UX publications deliver exposure to other teams’ research and findings. For example, Australian semi trucks were crashing into overpasses that were too short, in spite of large warning signs. So, Laservision created a water curtain stop sign that appears in front of the truck after all other signs have failed. I’ve found several sites to frequent such as iteration group, and projekt202 that help get inspired by others who solved unique challenges in creative ways.

Personal preference, the least scientific, but arguably the most influential in design. What it really boils down to is what the designer likes.

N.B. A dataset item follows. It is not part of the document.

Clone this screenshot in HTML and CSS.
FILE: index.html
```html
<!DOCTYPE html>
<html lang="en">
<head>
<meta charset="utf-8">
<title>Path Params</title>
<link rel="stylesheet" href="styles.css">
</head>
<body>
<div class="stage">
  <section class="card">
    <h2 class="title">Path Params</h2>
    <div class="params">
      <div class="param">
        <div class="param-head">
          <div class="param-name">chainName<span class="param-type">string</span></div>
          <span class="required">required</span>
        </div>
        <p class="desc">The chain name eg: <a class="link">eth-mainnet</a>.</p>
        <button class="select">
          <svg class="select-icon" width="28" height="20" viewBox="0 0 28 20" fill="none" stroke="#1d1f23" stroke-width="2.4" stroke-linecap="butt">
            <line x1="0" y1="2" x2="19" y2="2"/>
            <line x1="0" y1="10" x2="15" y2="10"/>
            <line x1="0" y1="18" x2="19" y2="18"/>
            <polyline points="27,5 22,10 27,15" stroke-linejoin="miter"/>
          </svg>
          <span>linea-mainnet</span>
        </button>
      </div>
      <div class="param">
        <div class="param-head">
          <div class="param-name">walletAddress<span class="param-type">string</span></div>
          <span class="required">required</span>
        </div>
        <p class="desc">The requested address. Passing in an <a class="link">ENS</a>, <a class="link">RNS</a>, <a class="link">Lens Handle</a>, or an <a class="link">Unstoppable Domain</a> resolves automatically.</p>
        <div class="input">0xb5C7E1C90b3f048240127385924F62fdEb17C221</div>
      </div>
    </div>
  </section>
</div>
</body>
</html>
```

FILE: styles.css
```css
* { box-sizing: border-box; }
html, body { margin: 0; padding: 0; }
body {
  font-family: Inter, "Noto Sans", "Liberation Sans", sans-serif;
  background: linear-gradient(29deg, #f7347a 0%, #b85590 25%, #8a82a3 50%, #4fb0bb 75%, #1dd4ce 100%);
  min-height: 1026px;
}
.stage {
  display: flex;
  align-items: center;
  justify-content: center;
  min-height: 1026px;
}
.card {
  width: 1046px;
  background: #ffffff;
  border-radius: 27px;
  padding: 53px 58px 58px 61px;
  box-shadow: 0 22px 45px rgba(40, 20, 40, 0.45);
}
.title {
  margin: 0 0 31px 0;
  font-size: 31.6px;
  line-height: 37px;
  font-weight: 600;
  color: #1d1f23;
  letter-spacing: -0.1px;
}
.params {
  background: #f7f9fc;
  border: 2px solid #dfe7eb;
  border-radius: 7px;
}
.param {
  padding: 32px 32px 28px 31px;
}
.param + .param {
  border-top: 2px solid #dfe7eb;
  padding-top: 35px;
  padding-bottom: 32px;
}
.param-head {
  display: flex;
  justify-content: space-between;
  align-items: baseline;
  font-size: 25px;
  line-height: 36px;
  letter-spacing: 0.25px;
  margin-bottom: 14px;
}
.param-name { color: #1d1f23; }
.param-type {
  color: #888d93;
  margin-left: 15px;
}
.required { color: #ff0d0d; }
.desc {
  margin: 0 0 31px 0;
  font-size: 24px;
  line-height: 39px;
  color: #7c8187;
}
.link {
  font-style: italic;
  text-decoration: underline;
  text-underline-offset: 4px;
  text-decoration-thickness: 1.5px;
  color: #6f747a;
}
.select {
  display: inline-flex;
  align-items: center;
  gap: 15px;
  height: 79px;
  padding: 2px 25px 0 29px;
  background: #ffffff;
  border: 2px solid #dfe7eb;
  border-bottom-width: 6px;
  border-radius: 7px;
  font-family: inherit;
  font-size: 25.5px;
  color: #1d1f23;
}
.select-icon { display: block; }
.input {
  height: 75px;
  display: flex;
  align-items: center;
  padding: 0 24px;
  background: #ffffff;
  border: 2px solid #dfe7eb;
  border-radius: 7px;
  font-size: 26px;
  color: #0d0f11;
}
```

While UX strives to be as objective as possible, much of design is either subjective or entirely personal preference. On the other hand, developers are supposed to make it work on time and on budget. Ultimately the buck stops with the devs who are racing against time to deliver the final product by the due date. If they are worried about hitting that deadline, they are going to begin taking what they see as non-critical, too difficult to code that way, or just removing things altogether. That’s where UX takes on a negotiating role, working together with the devs to make sure nothing critical to the users get’s lost. Developers and UX work best when they’re collaborating. Which brings me back to my original observation, if we were all a band, we need to jam to make music!